Out of Season (1975)



          Even if one ignores the story’s implications of incest, Out of Season is a creepy little number. Cliff Robertson plays an American who visits the seaside British hotel run by his old flame, played by Vanessa Redgrave, then rekindles their affair—even as he sleeps with her adult daughter, played by pouty-mouthed sexpot Susan George. Oh, and more than half the film’s scenes comprise bitter arguments, with the mother and daughter spitting venom at each other while the ex-lovers trade vicious accusations and criticisms. This stuff never quite reaches the level of high art, but Alan Bridges’ stately direction, an intelligent script, and three strong performances give Out of Season a certain dark magnetism. And even though the picture is quite talky, one could do worse than listening to Redgrave and Robertson issuing reams of dialogue. George acquits herself well, compensating for one-dimensional shrillness by raising the movie’s temperature considerably during erotic scenes. It’s not fun to watch three people eviscerate each other, but Out of Season holds the viewer’s attention for nearly all of its 90 moody minutes. As for the film’s provenance, reports differ—some sources indicate that the picture is based on a play, though the credits are vague, and it appears the British dramatist Harold Pinter was at one point set to direct the picture. (He made his cinematic directorial debut with the previous year’s Butley, a similarly cruel film.)

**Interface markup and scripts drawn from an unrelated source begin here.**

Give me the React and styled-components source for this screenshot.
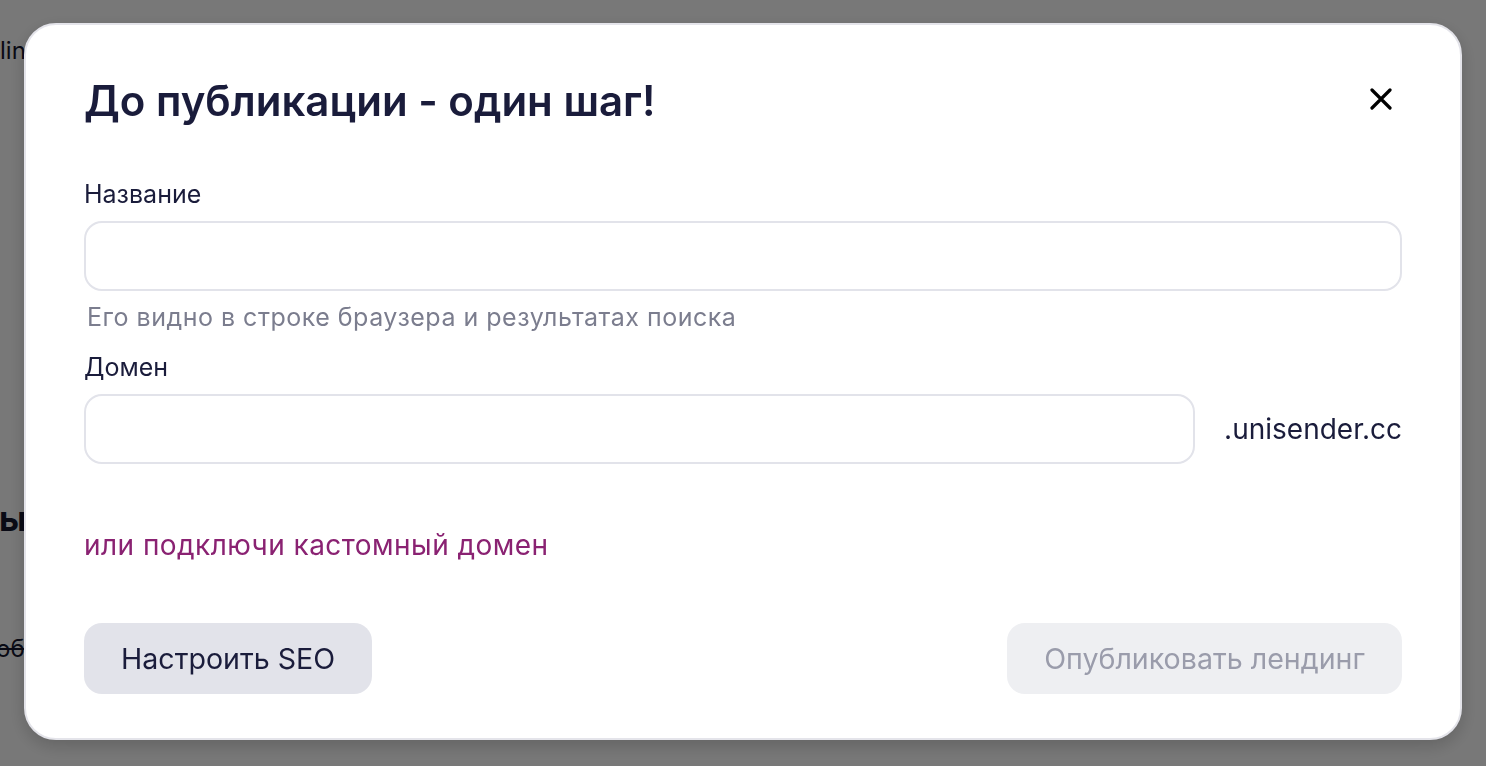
import React, { useState } from 'react';
import styled, { createGlobalStyle } from 'styled-components';

const GlobalStyle = createGlobalStyle`
  html, body {
    margin: 0;
    padding: 0;
    background: #fff;
    font-family: Inter, "Noto Sans", sans-serif;
  }
  * {
    box-sizing: border-box;
  }
`;

const App = () => {
  const [name, setName] = useState('');
  const [domain, setDomain] = useState('');

  return (
    <>
      <GlobalStyle />
      <Page>
        <PageTitle>linding</PageTitle>
        <PageHeading>ыы настройки</PageHeading>
        <PageStruck>обновление</PageStruck>
      </Page>

      <Overlay>
        <Modal>
          <Header>
            <Title>До публикации - один шаг!</Title>
            <CloseBtn type="button" aria-label="Закрыть">
              <svg width="22" height="22" viewBox="0 0 22 22">
                <path
                  d="M2 2 L20 20 M20 2 L2 20"
                  stroke="#000"
                  strokeWidth="3.2"
                  strokeLinecap="round"
                />
              </svg>
            </CloseBtn>
          </Header>

          <Label>Название</Label>
          <Input
            type="text"
            value={name}
            onChange={(e) => setName(e.target.value)}
          />
          <Hint>Его видно в строке браузера и результатах поиска</Hint>

          <Label $top={20}>Домен</Label>
          <DomainRow>
            <Input
              type="text"
              value={domain}
              onChange={(e) => setDomain(e.target.value)}
            />
            <Suffix>.unisender.cc</Suffix>
          </DomainRow>

          <CustomLink href="#">или подключи кастомный домен</CustomLink>

          <Footer>
            <Button type="button">Настроить SEO</Button>
            <Button type="button" $disabled disabled>
              Опубликовать лендинг
            </Button>
          </Footer>
        </Modal>
      </Overlay>
    </>
  );
};

export default App;

const Page = styled.div`
  width: 1486px;
  height: 766px;
  overflow: hidden;
  color: #15172e;
  font-family: Inter, sans-serif;
`;

const PageTitle = styled.div`
  padding-top: 36px;
  font-size: 24px;
  line-height: 30px;
`;

const PageHeading = styled.div`
  margin-top: 433px;
  margin-left: -1px;
  font-size: 34px;
  font-weight: 700;
  line-height: 40px;
`;

const PageStruck = styled.div`
  margin-top: 95px;
  margin-left: -4px;
  font-size: 24px;
  line-height: 30px;
  text-decoration: line-through;
`;

const Overlay = styled.div`
  position: fixed;
  inset: 0;
  padding-bottom: 3px;
  background: rgba(0, 0, 0, 0.53);
  display: flex;
  align-items: center;
  justify-content: center;
`;

const Modal = styled.div`
  width: 1438px;
  background: #fff;
  border: 2px solid #e4e4ea;
  border-radius: 32px;
  padding: 51px 58px 44px;
  display: flex;
  flex-direction: column;
  box-shadow: 0 6px 18px rgba(0, 0, 0, 0.18);
`;

const Header = styled.div`
  display: flex;
  align-items: center;
  justify-content: space-between;
`;

const Title = styled.h2`
  margin: 0;
  font-size: 42px;
  line-height: 50px;
  font-weight: 600;
  color: #1a1c3b;
`;

const CloseBtn = styled.button`
  width: 34px;
  height: 34px;
  margin: -4px 4px 0 0;
  padding: 0;
  border: none;
  background: none;
  display: flex;
  align-items: center;
  justify-content: center;
  cursor: pointer;
`;

const Label = styled.label`
  margin-top: ${(p) => p.$top ?? 53}px;
  font-size: 25px;
  line-height: 30px;
  color: #1a1c3b;
`;

const Input = styled.input`
  width: 100%;
  height: 70px;
  margin-top: 12px;
  padding: 0 20px;
  border: 2px solid #e2e3ea;
  border-radius: 18px;
  outline: none;
  font-family: inherit;
  font-size: 24px;
  color: #1a1c3b;
  background: #fff;
`;

const Hint = styled.div`
  margin-top: 11px;
  padding-left: 3px;
  font-size: 25px;
  line-height: 30px;
  letter-spacing: 0.5px;
  color: #7b7d8e;
`;

const DomainRow = styled.div`
  display: flex;
  align-items: flex-end;
  gap: 29px;
  & > input {
    flex: 1;
  }
`;

const Suffix = styled.span`
  height: 70px;
  display: flex;
  align-items: center;
  font-size: 28px;
  color: #1a1c3b;
`;

const CustomLink = styled.a`
  align-self: flex-start;
  margin-top: 64px;
  font-size: 28px;
  line-height: 34px;
  letter-spacing: 0.45px;
  color: #8a2272;
  text-decoration: none;
`;

const Footer = styled.div`
  margin-top: 61px;
  display: flex;
  justify-content: space-between;
`;

const Button = styled.button`
  height: 71px;
  padding: 0 37px;
  border: none;
  border-radius: 18px;
  font-family: inherit;
  font-size: 28.6px;
  color: ${(p) => (p.$disabled ? '#9a9cab' : '#1a1c3b')};
  background: ${(p) => (p.$disabled ? '#eeeff2' : '#e2e3ea')};
  cursor: ${(p) => (p.$disabled ? 'default' : 'pointer')};
`;
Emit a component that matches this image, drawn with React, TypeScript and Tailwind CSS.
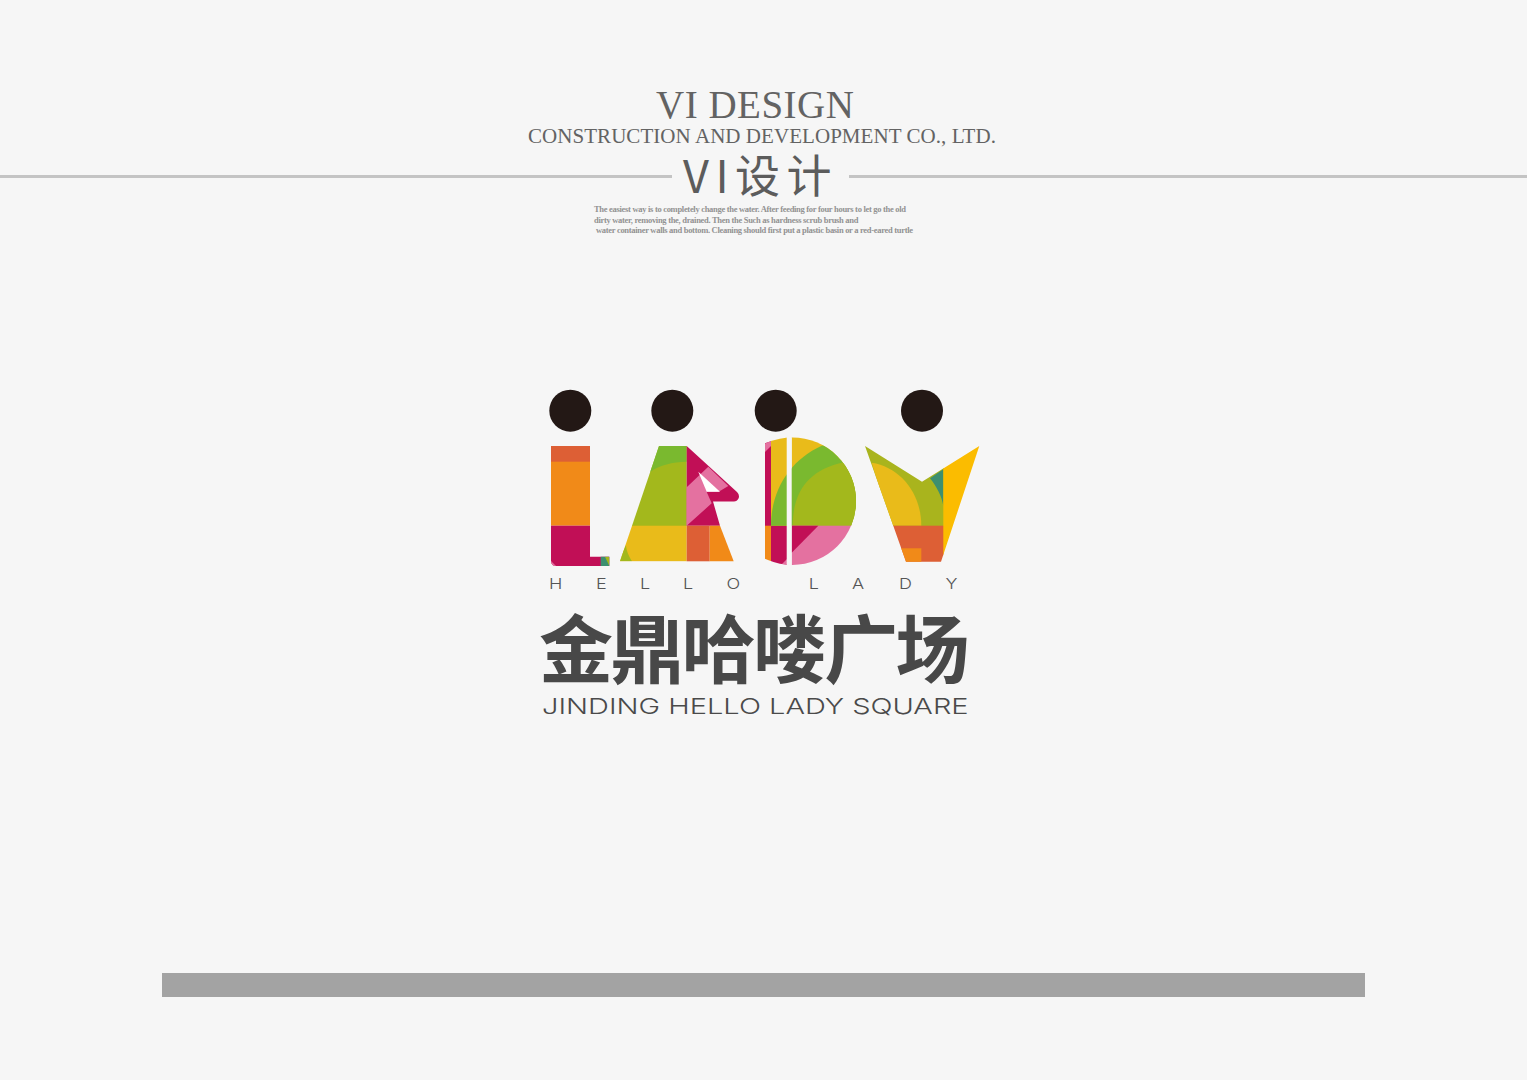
const MAGENTA = "#c10f56";
const PINK = "#e471a0";
const ORANGE = "#f18a18";
const RED = "#dd5f35";
const YELLOW = "#e9bb1a";
const GREEN = "#7ab92f";
const OLIVE = "#a3b81c";
const DOT = "#231815";

function Logo() {
  return (
    <svg viewBox="530 380 460 220" width="460" height="220" className="block" xmlns="http://www.w3.org/2000/svg">
      <defs>
        <clipPath id="a-left"><path d="M659 446H686.7V561.3H620Z" /></clipPath>
        <clipPath id="d-shape"><circle cx="792.3" cy="501.2" r="63.7" /></clipPath>
        <clipPath id="v-shape"><path d="M865 446L922 481.7L979.3 446L941 561.7H906Z" /></clipPath>
        <clipPath id="l-shape"><path d="M551 446H590V556.7H609.3V566H556Q551 566 551 561Z" /></clipPath>
      </defs>

      {[570.3, 672.3, 775.7, 922].map((cx) => (
        <circle key={cx} cx={cx} cy="410.7" r="21" fill={DOT} />
      ))}

      {/* L */}
      <g clipPath="url(#l-shape)">
        <rect x="551" y="446" width="39" height="16" fill={RED} />
        <rect x="551" y="461.7" width="39" height="64" fill={ORANGE} />
        <rect x="551" y="525.7" width="59" height="41" fill={MAGENTA} />
        <rect x="600.7" y="556" width="9" height="11" fill="#3d8f6f" />
        <path d="M605 556.7H609.3V566Z" fill={OLIVE} />
        <path d="M551 561L556 566H551Z" fill={PINK} />
      </g>

      {/* A */}
      <g clipPath="url(#a-left)">
        <rect x="620" y="446" width="67" height="80" fill={OLIVE} />
        <path d="M650 472C660 465 672 462 686.7 461.7V446H650Z" fill={GREEN} />
        <rect x="620" y="525.7" width="67" height="36" fill={YELLOW} />
        <path d="M618 561.3H632C628 555 626 549 626 545Z" fill={OLIVE} />
      </g>
      <path d="M686.7 446L737 492Q740 495 738.5 498.5Q737 501.5 734 501.5H713L720 525.7H686.7Z" fill={MAGENTA} />
      <path d="M686.7 487.3L708.3 466.7L728.3 486L718.3 492H706.7L711.7 503.3L686.7 525.7Z" fill={PINK} />
      <path d="M698.3 471.7L720 491.7H706.7Z" fill="#ffffff" />
      <rect x="686.7" y="525.7" width="23" height="35.6" fill={RED} />
      <path d="M709.7 525.7H720L733.7 561.3H709.7Z" fill={ORANGE} />

      {/* D */}
      <g clipPath="url(#d-shape)">
        <rect x="765" y="436" width="6" height="90" fill={MAGENTA} />
        <rect x="765" y="525.7" width="6" height="40" fill={ORANGE} />
        <path d="M765 444L771 438V446L765 452Z" fill={PINK} />
        <rect x="771" y="436" width="16" height="90" fill={YELLOW} />
        <rect x="771" y="525.7" width="16" height="40" fill={MAGENTA} />
        <path d="M781 565L787 559V566H781Z" fill={PINK} />
        <rect x="791.7" y="436" width="70" height="90" fill={YELLOW} />
        <path d="M771 525.7C771 490 790 460 821.7 445.7L860 440V525.7Z" fill={GREEN} />
        <path d="M792.7 525.7C792.7 490 810 470 841.7 462.7H862V525.7Z" fill={OLIVE} />
        <rect x="791.7" y="525.7" width="70" height="40" fill={PINK} />
        <path d="M791.7 525.7H818.3L791.7 552.7Z" fill={MAGENTA} />
        <rect x="786.7" y="436" width="5" height="130" fill="#f6f6f6" />
      </g>

      {/* V */}
      <g clipPath="url(#v-shape)">
        <rect x="860" y="440" width="84" height="86" fill="#a9b41d" />
        <path d="M871.7 462.7C900 467 921.3 493 921.3 525.7H890L871.7 462.7Z" fill={YELLOW} />
        <path d="M930 478.3L943.3 469.3V506C942 497 937 487 930 478.3Z" fill="#3d8f6f" />
        <rect x="860" y="525.7" width="84" height="40" fill={RED} />
        <rect x="900" y="548.3" width="21.3" height="15" fill={ORANGE} />
        <path d="M943.3 440H985V570H943.3Z" fill="#fbbc00" />
      </g>

      <g transform="scale(1.2 1)">
        <text
          x="457.5 496.7 533.3 569.2 605.4 674 710 749.2 788"
          y="589"
          fill="#555555"
          fontSize="15"
          fontFamily="Inter, 'Liberation Sans', sans-serif"
          fontWeight="300"
        >
          HELLOLADY
        </text>
      </g>
    </svg>
  );
}

export default function App() {
  return (
    <div className="h-[1080px] bg-[#f6f6f6] flex flex-col overflow-hidden">
      <header className="pt-[83px] flex flex-col text-[#636363]" style={{ fontFamily: "'Liberation Serif', serif" }}>
        <h1 className="ml-[656px] text-[39px] leading-[44px] font-normal whitespace-nowrap tracking-[0.5px]">VI DESIGN</h1>
        <p className="ml-[528px] text-[21px] leading-[20px] whitespace-nowrap tracking-[0.05px] -mt-[1px]">
          CONSTRUCTION AND DEVELOPMENT CO., LTD.
        </p>
        <div className="flex items-center h-[48px] mt-[6px]">
          <div className="w-[672px] h-[3px] bg-[#c4c4c4]" />
          <div
            className="w-[177px] pl-[11px] -mt-[4px] text-[45px] leading-[48px] whitespace-nowrap text-[#5c5c5c] tracking-[6.5px]"
            style={{ fontFamily: "'Noto Sans CJK SC', sans-serif", fontWeight: 400 }}
          >
            VI设计
          </div>
          <div className="flex-1 h-[3px] bg-[#c4c4c4]" />
        </div>
        <div className="mt-[4px] text-[8.5px] leading-[10.7px] font-bold text-[#929292] whitespace-pre tracking-[-0.3px]">
          <p className="ml-[594px]">The easiest way is to completely change the water. After feeding for four hours to let go the old</p>
          <p className="ml-[594px]">dirty water, removing the, drained. Then the Such as hardness scrub brush and</p>
          <p className="ml-[596px]">water container walls and bottom. Cleaning should first put a plastic basin or a red-eared turtle</p>
        </div>
      </header>

      <section className="ml-[530px] mt-[144px]">
        <Logo />
        <div
          className="ml-[9px] mt-[8px] text-[74px] leading-[74px] font-bold text-[#484848] whitespace-nowrap tracking-[-2.7px]"
          style={{ fontFamily: "'Noto Sans CJK SC', sans-serif" }}
        >
          金鼎哈喽广场
        </div>
        <div
          className="ml-[12px] mt-[11px] text-[22px] leading-[26px] font-light text-[#4a4a4a] whitespace-nowrap origin-left scale-x-[1.318] w-fit"
          style={{ fontFamily: "Inter, 'Liberation Sans', sans-serif" }}
        >
          JINDING HELLO LADY SQUARE
        </div>
      </section>

      <div className="mt-auto mb-[83px] mx-[162px] h-[24px] bg-[#a3a3a3]" />
    </div>
  );
}
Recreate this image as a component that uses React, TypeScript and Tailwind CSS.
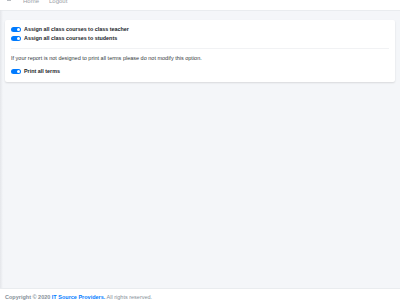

          In any event, Joe (Robertson) shows up one day and surprises Ann (Redgrave), whom he hasn’t seen in 20 years. Both were married to other people in the intervening period, and Ann is caught in a nasty cycle of squabbles with her daughter, Joanna (George), who resents living in a tiny town. Watching Ann and Joe fall back in love drives Joanna mad with jealously, so she throws herself at Joe, who’s too much of a drunken, self-involved cad to refuse her. There’s more to the picture than that, but those are the broad strokes, so Out of Season unfolds like a thriller—how far will Joe take his illicit affair with Joanna, and when will Joanna spring her trap by revealing what’s happening to her mother? The story isn’t quite meaty enough to support an entire feature, so the narrative energy flags periodically; Bridges and his collaborators would have done well to add a subplot or two. Taken for what it is, Out of Season gets the job done. Robertson’s macho intensity strikes sparks against Redgrave’s pained coldness, and George plays sexual games with such uninhibited insouciance that she’s simultaneously seductive and unbearable, just the right toxic mixture for the situation. Pity the filmmakers didn’t stick the landing, but so be it.